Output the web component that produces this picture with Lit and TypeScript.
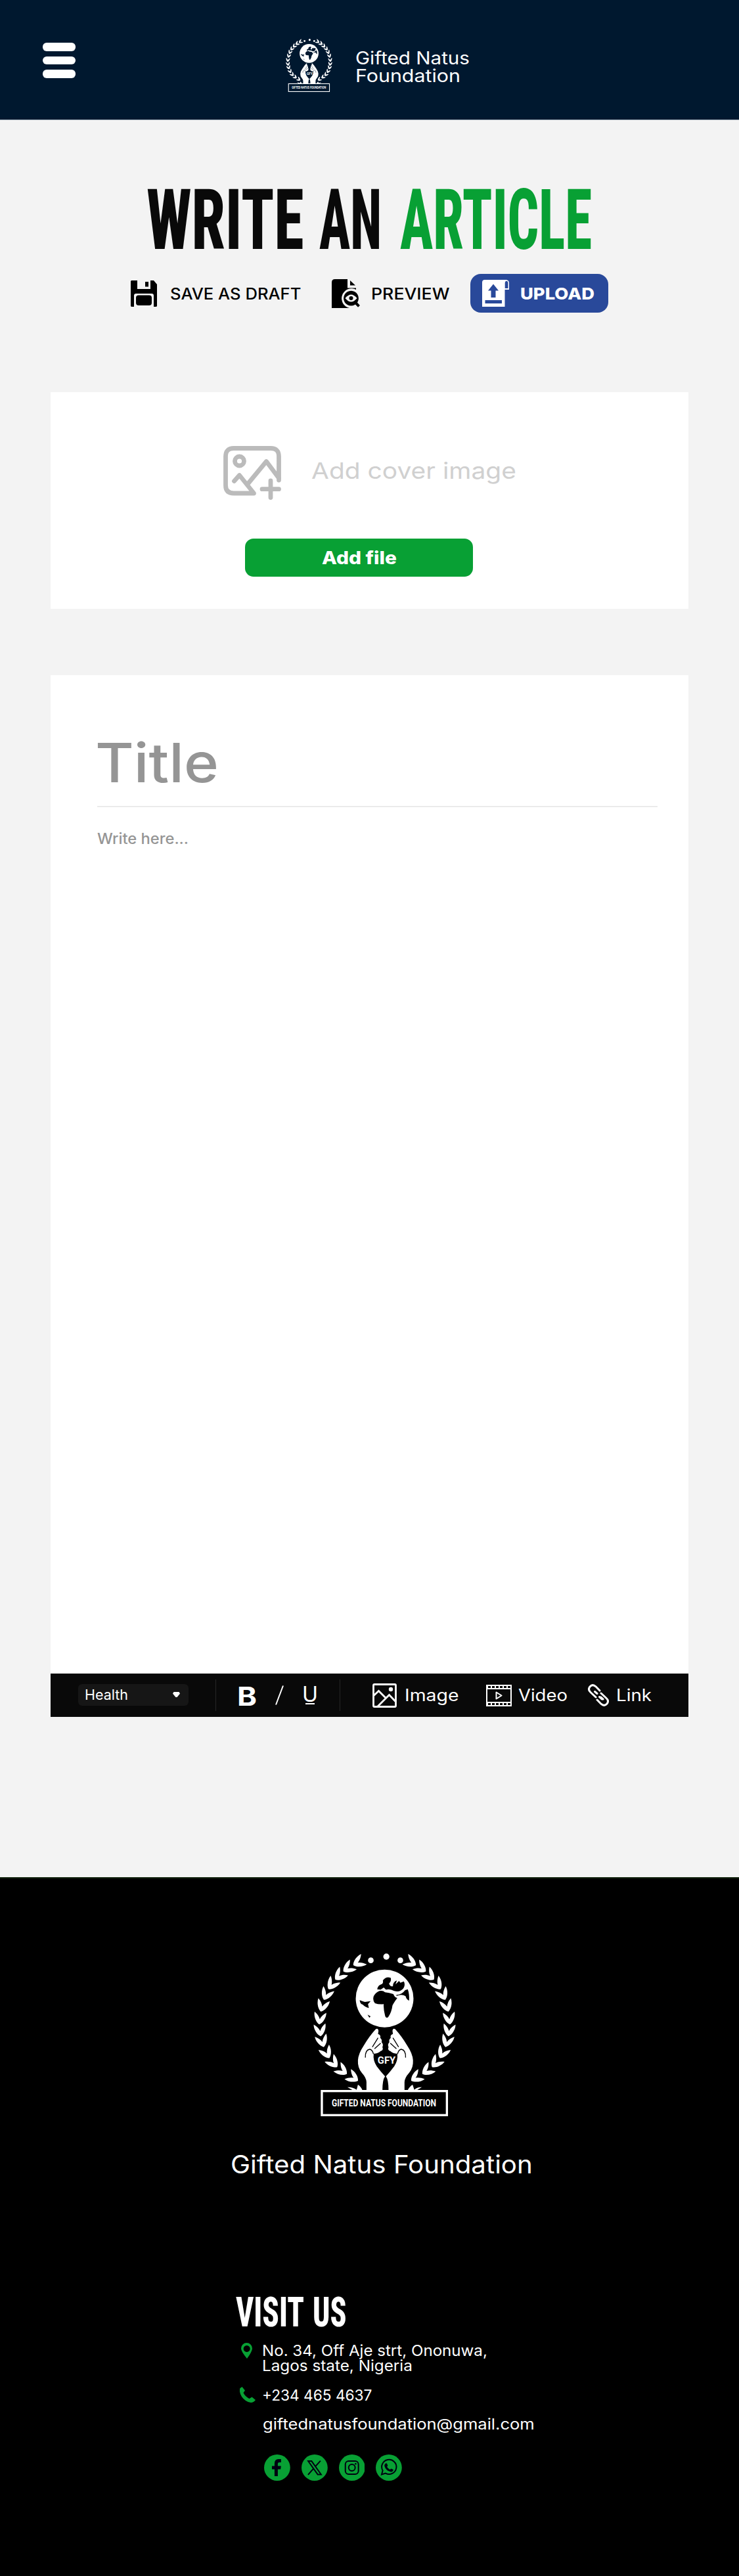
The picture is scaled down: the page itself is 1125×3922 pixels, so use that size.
import { LitElement, html, css, svg } from "lit";
import { customElement, property } from "lit/decorators.js";

/** One line of text scaled horizontally to an exact measure, so that every label keeps its width. */
@customElement("fit-text")
class FitText extends LitElement {
  @property() text = "";
  @property({ type: Number }) w = 100;
  @property({ type: Number }) size = 24;
  @property({ type: Number }) h = 26;
  @property({ type: Number }) base = 20;
  @property({ type: Number }) pad = 1;
  static styles = css`
    :host { display: block; flex: none; line-height: 0; }
    svg { display: block; overflow: visible; }
    text { fill: currentColor; white-space: pre; }
  `;
  updated() {
    const el = this.renderRoot.querySelector("text") as SVGTextElement;
    const natural = el.getComputedTextLength();
    if (!natural) return;
    const k = (this.w + 2 * this.pad) / natural;
    el.setAttribute("transform", `translate(${-this.pad} ${this.base}) scale(${k} 1)`);
  }
  render() {
    return html`<svg width=${this.w} height=${this.h}>
      <text font-size=${this.size}>${this.text}</text>
    </svg>`;
  }
}

const LEAVES: [number, number][] = [
  [290, 112], [243, 138], [203, 172], [168, 212], [142, 258], [124, 310], [112, 368],
  [113, 422], [122, 472], [142, 525], [172, 570], [212, 606], [262, 638],
];

@customElement("foundation-logo")
class FoundationLogo extends LitElement {
  static styles = css`
    :host { display: block; flex: none; }
    svg { display: block; width: 100%; height: 100%; overflow: visible; }
    .ink { fill: #fff; }
    .cut { fill: var(--logo-bg, #000); }
    .line { fill: none; stroke: var(--logo-bg, #000); stroke-width: 4; }
    .frame { fill: none; stroke: #fff; stroke-width: 10; }
    text { fill: #fff; font-family: Roboto, sans-serif; font-weight: 700; }
  `;
  private wreath() {
    return LEAVES.map(([x, y], i) => {
      const a = LEAVES[Math.max(0, i - 1)];
      const b = LEAVES[Math.min(LEAVES.length - 1, i + 1)];
      const turn = (Math.atan2(b[1] - a[1], b[0] - a[0]) * 180) / Math.PI - 90;
      return svg`<path class="ink" transform="translate(${x} ${y}) rotate(${turn})"
        d="M-27-27C-29-6-17 20 0 29C17 20 29-6 27-27C14-18 5-8 0 5C-5-8-14-18-27-27Z"/>`;
    });
  }
  private hand() {
    return svg`
      <path class="ink" d="M368 418Q378 412 380 426L378 440Q392 444 388 458Q398 466 394 478Q404 488 398 500Q404 514 390 518Q378 530 358 530Q354 560 372 588Q390 612 410 634Q398 650 398 697H325V660Q324 640 304 618Q284 594 286 560Q288 530 312 494Q340 448 368 418Z"/>
      <path class="line" d="M320 548Q318 514 340 510Q352 512 357 532M352 500L378 458M362 508L390 482"/>`;
  }
  render() {
    return html`<svg viewBox="82 72 652 744" preserveAspectRatio="none">
      ${svg`<g>${this.wreath()}</g>
      <g transform="matrix(-1 0 0 1 816 0)">${this.wreath()}</g>
      <path class="ink" d="M238 683Q262 682 280 695L286 672Q300 680 306 697H262ZM578 683Q556 682 544 695L536 672Q522 680 514 697H556Z"/>
      <circle class="ink" cx="345" cy="104" r="13"/><circle class="ink" cx="416" cy="87" r="14"/><circle class="ink" cx="480" cy="104" r="13"/>
      <circle class="ink" cx="408" cy="278" r="132"/>
      <path class="cut" d="M384 244Q400 240 410 250Q428 252 448 258Q454 274 466 276Q452 294 444 310Q440 342 424 364Q414 370 410 356Q402 326 404 304Q380 306 364 300Q352 286 358 268Q366 252 384 244Z"/>
      <path class="cut" d="M374 236Q378 218 392 214Q404 210 400 196Q414 176 436 184Q440 200 428 210Q434 226 446 222Q446 202 464 196L458 214L474 198L480 206L496 200Q504 214 494 232Q478 252 452 244Q432 232 414 238L404 228L390 238Z"/>
      <path class="cut" d="M462 262Q486 262 502 240L514 236Q522 258 520 288Q508 284 504 268Q488 256 462 266Z"/>
      <path class="cut" d="M294 286Q310 292 318 294L344 290L332 304L336 322Q316 316 308 306Q296 304 294 286ZM330 352L344 360L338 366Z"/>
      ${this.hand()}
      <g transform="matrix(-1 0 0 1 824 0)">${this.hand()}</g>
      <text x="376" y="576" font-size="44" textLength="82" lengthAdjust="spacingAndGlyphs">GFY</text>
      <rect class="frame" x="121" y="701" width="572" height="110"/>
      <text x="166" y="770" font-size="46" textLength="478" lengthAdjust="spacingAndGlyphs">GIFTED NATUS FOUNDATION</text>`}
    </svg>`;
  }
}

const saveIcon = html`<svg width="40" height="40" viewBox="0 0 40 40">
  <path d="M1 0H10V13H30V0H35L40 6V39L39 40H35V23Q35 20 32 20H8Q5 20 5 23V40H1L0 39V1Z"/>
  <rect x="22" y="2" width="5" height="7.5"/><rect x="8" y="22.500" width="24" height="15.500" rx="4"/></svg>`;

const previewIcon = html`<svg width="43" height="44" viewBox="0 0 43 44">
  <path d="M5 0H24V13.500H37V16A15 15 0 1 0 27 44H0V5Q0 0 5 0Z"/><path d="M28 2L36 9.500H28Z"/>
  <path fill-rule="evenodd" d="M29.500 17.800a11.400 11.400 0 1 0 .01 0ZM20.500 29Q29.500 18 38.500 29Q29.500 40 20.500 29Z"/>
  <circle cx="29.500" cy="29" r="3"/><path d="M35 34.500L41.500 41.300" stroke="#000" stroke-width="4"/></svg>`;

const uploadIcon = html`<svg width="41" height="41" viewBox="0 0 41 41">
  <path fill="#fff" d="M4 0H37Q41 1 41 5V15H34.500V41H0V4Q0 0 4 0Z"/>
  <path fill="#29499a" d="M34.700 13V4.500Q35 1.800 37 1.800Q39.300 2 39.500 4.500V13ZM17 6.500L25 16.500H20.500V27H13.500V16.500H9ZM4.500 31H30V36H4.500Z"/></svg>`;

const coverIcon = html`<svg class="cover-icon" width="88" height="82" viewBox="0 0 88 82">
  <path d="M84.500 52V16Q84.500 3.500 72 3.500H16Q3.500 3.500 3.500 16V60Q3.500 72 16 72H46.500L24.500 44.500L16.500 53.500M37 58L65.500 23.500L84.500 49M72 53V78.500M59 65.700H84.500"/>
  <circle cx="24.500" cy="23" r="7"/></svg>`;

const imageIcon = html`<svg class="line-icon" width="37" height="37" viewBox="0 0 37 37">
  <rect x="1.500" y="1.500" width="34" height="34" rx="1.500"/><path d="M2 18.500L9.500 11.500L20.500 22.500M7.500 35.500L25.500 17.500L35.500 28"/>
  <circle class="solid" cx="28" cy="9" r="3.200"/></svg>`;

const videoIcon = html`<svg class="line-icon" width="39" height="33" viewBox="0 0 39 33">
  <path stroke-width="2" d="M1 0V33M38 0V33M0 1H39M0 6H39M0 27H39M0 32H39"/>
  <path stroke-width="3" stroke-dasharray="2 4" d="M1 3.500H39M1 29.500H39"/>
  <path stroke-width="2" stroke-linejoin="round" d="M15.500 11.500V21.500L23.500 16.500Z"/></svg>`;

const linkIcon = html`<svg class="line-icon" width="32" height="34" viewBox="0 0 32 34">
  <path stroke-width="3" stroke-linecap="round" d="M18 10L12 3.800Q7 -.500 3 4Q-.500 8.500 4 12.500L12 20M14 24L20 30.200Q25 34.500 29 30Q32.500 25.500 28 21.500L20 14M10.500 11.500L14 14.500M17.500 19.500L21.500 23M19.500 20L23 23"/></svg>`;

const pinIcon = html`<svg class="green" width="17" height="24" viewBox="0 0 17 24">
  <path fill-rule="evenodd" d="M8.500 0A8.500 8.500 0 0 1 17 8.500Q17 13 9 24Q0 13 0 8.500A8.500 8.500 0 0 1 8.500 0ZM8.700 4A5 5 0 1 0 8.710 4Z"/></svg>`;

const phoneIcon = html`<svg class="green" width="24" height="24" viewBox="0 0 24 24">
  <path d="M3.500 0L8 5.500L5.500 9Q8 14.500 14.500 18L18.500 15.500L24 20Q21 24 17 24Q8 22.500 3 15Q-1.500 7.500 .500 2Z"/></svg>`;

const socials = [
  html`<svg viewBox="0 0 40 40"><circle cx="20" cy="20" r="20"/><path class="dark" d="M16 33V22.500H12V17.500H16V14Q16 7 22 7H26V12H23.500Q21 12 21 14.500V17.500H26L25.300 22.500H21V33Z"/></svg>`,
  html`<svg viewBox="0 0 40 40"><circle cx="20" cy="20" r="20"/><path class="dark-line" d="M10.200 10H15.400L30 30.500H24.800ZM29 9.500L21.500 17.900M18.200 21.700L10 31"/></svg>`,
  html`<svg viewBox="0 0 40 40"><circle cx="20" cy="20" r="20"/><rect class="dark-line" x="9.800" y="10" width="20" height="20" rx="5"/><circle class="dark-line" cx="19.800" cy="20" r="5"/><circle class="dark" cx="25.500" cy="14.300" r="1.300"/></svg>`,
  html`<svg viewBox="0 0 40 40"><circle cx="20" cy="20" r="20"/><path class="dark-line" d="M9 30.500L10.700 24.500A11.200 11.200 0 1 1 15 28.700Z"/><path class="dark" d="M15 13.500H17L18.500 17L17.200 18.800Q18.800 21.700 21.800 23L23.500 21.500L27 23Q26.500 26.500 23.500 26.500Q15.500 25 13.500 18Q13 15.500 15 13.500Z"/></svg>`,
];

@customElement("app-root")
class AppRoot extends LitElement {
  static styles = css`
    :host { display: block; width: 1125px; height: 3922px; background: #f3f3f3; color: #000;
      font-family: Inter, "Liberation Sans", sans-serif; font-weight: 400; overflow: hidden; }
    * { box-sizing: border-box; }
    svg { display: block; flex: none; }
    header { height: 183px; background: #00182f; border-bottom: 1px solid #a9b2bd; display: flex;
      align-items: flex-start; padding-left: 65px; color: #fff; }
    .menu { display: flex; flex-direction: column; gap: 8px; width: 50px; margin: 65px 320px 0 0; }
    .menu span { height: 12.500px; border-radius: 6px; background: #fff; }
    .logo-sm { width: 71px; height: 81px; margin: 59px 36px 0 0; --logo-bg: #00182f; }
    .brand { margin-top: 76px; }
    .heading { display: flex; padding: 104px 0 0 225px; font-family: Roboto, sans-serif;
      font-stretch: 75%; font-weight: 800; color: #090909; }
    .heading .an { margin: 0 31px 0 27.500px; }
    .heading .accent { color: #08a034; }
    .actions { display: flex; align-items: center; height: 59px; margin-top: 38px; padding-left: 199px; font-weight: 450; }
    .actions .draft { margin-left: 21px; }
    .actions .preview { margin-left: 47.500px; margin-right: 17.500px; }
    .upload { display: flex; align-items: center; width: 210px; height: 59px; margin-left: 33px; padding-left: 18px;
      gap: 17.500px; border-radius: 16px; background: #29499a; color: #fff; font-weight: 800; }
    .card { width: 971px; margin-left: 77px; background: #fff; }
    .cover { height: 330px; margin-top: 121px; padding-top: 82px; }
    .cover-row { display: flex; padding-left: 263px; gap: 47px; color: #d0d0d0; height: 82px; }
    .cover-icon { fill: none; stroke: #bbb; stroke-width: 6.800; stroke-linecap: round; stroke-linejoin: round; }
    .add { display: flex; justify-content: center; align-items: center; width: 347px; height: 58px; margin: 59px 0 0 296px;
      border-radius: 13px; background: #08a034; color: #fff; font-weight: 800; }
    .editor { height: 1520px; margin-top: 101px; padding: 95px 0 0 71px; color: #959595; font-weight: 450; }
    .rule { width: 853px; height: 2px; background: #ebebeb; margin: 31px 0 36px; }
    .bar { display: flex; align-items: center; width: 971px; height: 66px; margin-left: 77px; padding-left: 42px;
      background: #090909; color: #fff; }
    .select { display: flex; align-items: center; justify-content: space-between; width: 168px; height: 33px;
      padding: 0 13px 0 11px; border-radius: 6px; background: #161616; margin-right: 41px; margin-top: -2px; }
    .select svg { fill: #fff; }
    .sep { width: 1px; height: 48px; background: #262626; }
    .line-icon { fill: none; stroke: #fff; stroke-width: 2.800; }
    .line-icon .solid { fill: #fff; stroke: none; }
    .bold { font-weight: 700; margin: 0 30px 0 34px; }
    .glyphs { fill: none; stroke: #fff; stroke-width: 2; margin-right: 30px; }
    .under { display: flex; flex-direction: column; align-items: center; gap: 2px; margin-right: 35px; }
    .under i { width: 14px; height: 2px; background: #fff; }
    .m-image { margin-left: 49px; margin-right: 13px; }
    .m-video { margin-left: 42.500px; margin-right: 11px; }
    .m-link { margin-left: 32px; margin-right: 12px; }
    footer { background: #000; border-top: 2px solid #14240f; color: #fff; margin-top: 244px; height: 1064px; padding-top: 114px; }
    .logo-lg { width: 217px; height: 248px; margin-left: 477px; }
    .name { margin: 56px 0 0 352px; }
    .visit { display: flex; gap: 16px; margin: 180px 0 0 360px; font-family: Roboto, sans-serif; font-stretch: 75%; font-weight: 800; }
    .contact { display: grid; grid-template-columns: 35px 1fr; margin: 25px 0 0 365px; }
    .contact .green { fill: #08a034; }
    .contact .pin { padding-left: 2px; }
    .socials { display: flex; gap: 17px; margin: 36px 0 0 402px; }
    .socials svg { width: 39.800px; height: 40px; fill: #08a034; }
    .socials .dark { fill: #001; }
    .socials .dark-line { fill: none; stroke: #001; stroke-width: 2; }
    .row { height: 26px; }
    .row.address { height: 67px; }
    .row.phone { height: 41px; }
  `;
  render() {
    return html`
      <header>
        <div class="menu"><span></span><span></span><span></span></div>
        <foundation-logo class="logo-sm"></foundation-logo>
        <div class="brand">
          <fit-text text="Gifted Natus" w="172" size="27" h="26.5" base="22"></fit-text>
          <fit-text text="Foundation" w="158" size="27" h="26.5" base="22"></fit-text>
        </div>
      </header>
      <div class="heading">
        <fit-text text="WRITE" w="235.500" size="128.500" h="92" base="92" pad="2"></fit-text>
        <fit-text class="an" text="AN" w="91" size="128.500" h="92" base="92" pad="2"></fit-text>
        <fit-text class="accent" text="ARTICLE" w="290" size="128.500" h="92" base="92" pad="1"></fit-text>
      </div>
      <div class="actions">
        ${saveIcon}
        <fit-text class="draft" text="SAVE AS DRAFT" w="197.500" size="24" h="18" base="18"></fit-text>
        <div class="preview">${previewIcon}</div>
        <fit-text text="PREVIEW" w="117.500" size="24" h="18" base="18"></fit-text>
        <div class="upload">${uploadIcon}<fit-text text="UPLOAD" w="111" size="25" h="18" base="18"></fit-text></div>
      </div>
      <section class="card cover">
        <div class="cover-row">${coverIcon}<fit-text text="Add cover image" w="310" size="34.500" h="60" base="50"></fit-text></div>
        <div class="add"><fit-text text="Add file" w="112" size="27" h="20" base="20"></fit-text></div>
      </section>
      <section class="card editor">
        <fit-text text="Title" w="182" size="83" h="73" base="68" pad="3"></fit-text>
        <div class="rule"></div>
        <fit-text text="Write here..." w="139" size="23" h="24" base="20" pad="0"></fit-text>
      </section>
      <div class="bar">
        <div class="select"><fit-text text="Health" w="64" size="21" h="16" base="16"></fit-text>
          <svg width="11" height="8" viewBox="0 0 11 8"><path d="M1.500 0H9.500L11 2.500L7 7.500Q5.500 8.500 4 7.500L0 2.500Z"/></svg></div>
        <div class="sep"></div>
        <fit-text class="bold" text="B" w="26" size="40" h="29" base="29.500" pad="2"></fit-text>
        <svg class="glyphs" width="13" height="30"><path d="M1 29.500L12 .500"/></svg>
        <div class="under"><fit-text text="U" w="20" size="32" h="23" base="23" pad="2"></fit-text><i></i></div>
        <div class="sep"></div>
        <div class="m-image">${imageIcon}</div><fit-text text="Image" w="80.500" size="25.500" h="19" base="18"></fit-text>
        <div class="m-video">${videoIcon}</div><fit-text text="Video" w="73" size="25.500" h="19" base="18"></fit-text>
        <div class="m-link">${linkIcon}</div><fit-text text="Link" w="52" size="25.500" h="19" base="18"></fit-text>
      </div>
      <footer>
        <foundation-logo class="logo-lg"></foundation-logo>
        <fit-text class="name" text="Gifted Natus Foundation" w="458" size="38" h="40" base="31"></fit-text>
        <div class="visit">
          <fit-text text="VISIT" w="102" size="62.500" h="44" base="44"></fit-text>
          <fit-text text="US" w="47.500" size="62.500" h="44" base="44" pad="2"></fit-text>
        </div>
        <div class="contact">
          <div class="pin">${pinIcon}</div>
          <div class="row address">
            <fit-text text="No. 34, Off Aje strt, Ononuwa," w="341" size="23" h="23" base="20"></fit-text>
            <fit-text text="Lagos state, Nigeria" w="227" size="23" h="23" base="20"></fit-text>
          </div>
          <div>${phoneIcon}</div>
          <div class="row phone"><fit-text text="+234 465 4637" w="165.500" size="23" h="23" base="20.500"></fit-text></div>
          <div></div>
          <div class="row"><fit-text text="giftednatusfoundation@gmail.com" w="414" size="23" h="24" base="23.500" pad="0"></fit-text></div>
        </div>
        <div class="socials">${socials}</div>
      </footer>
    `;
  }
}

* [Direction]
Pick out each line containing "that" and report it.

* [Result for this exercise]
Output the web component that produces this picture with Lit and TypeScript.
The picture is scaled down: the page itself is 1125×3922 pixels, so use that size.
/** One line of text scaled horizontally to an exact measure, so that every label keeps its width. */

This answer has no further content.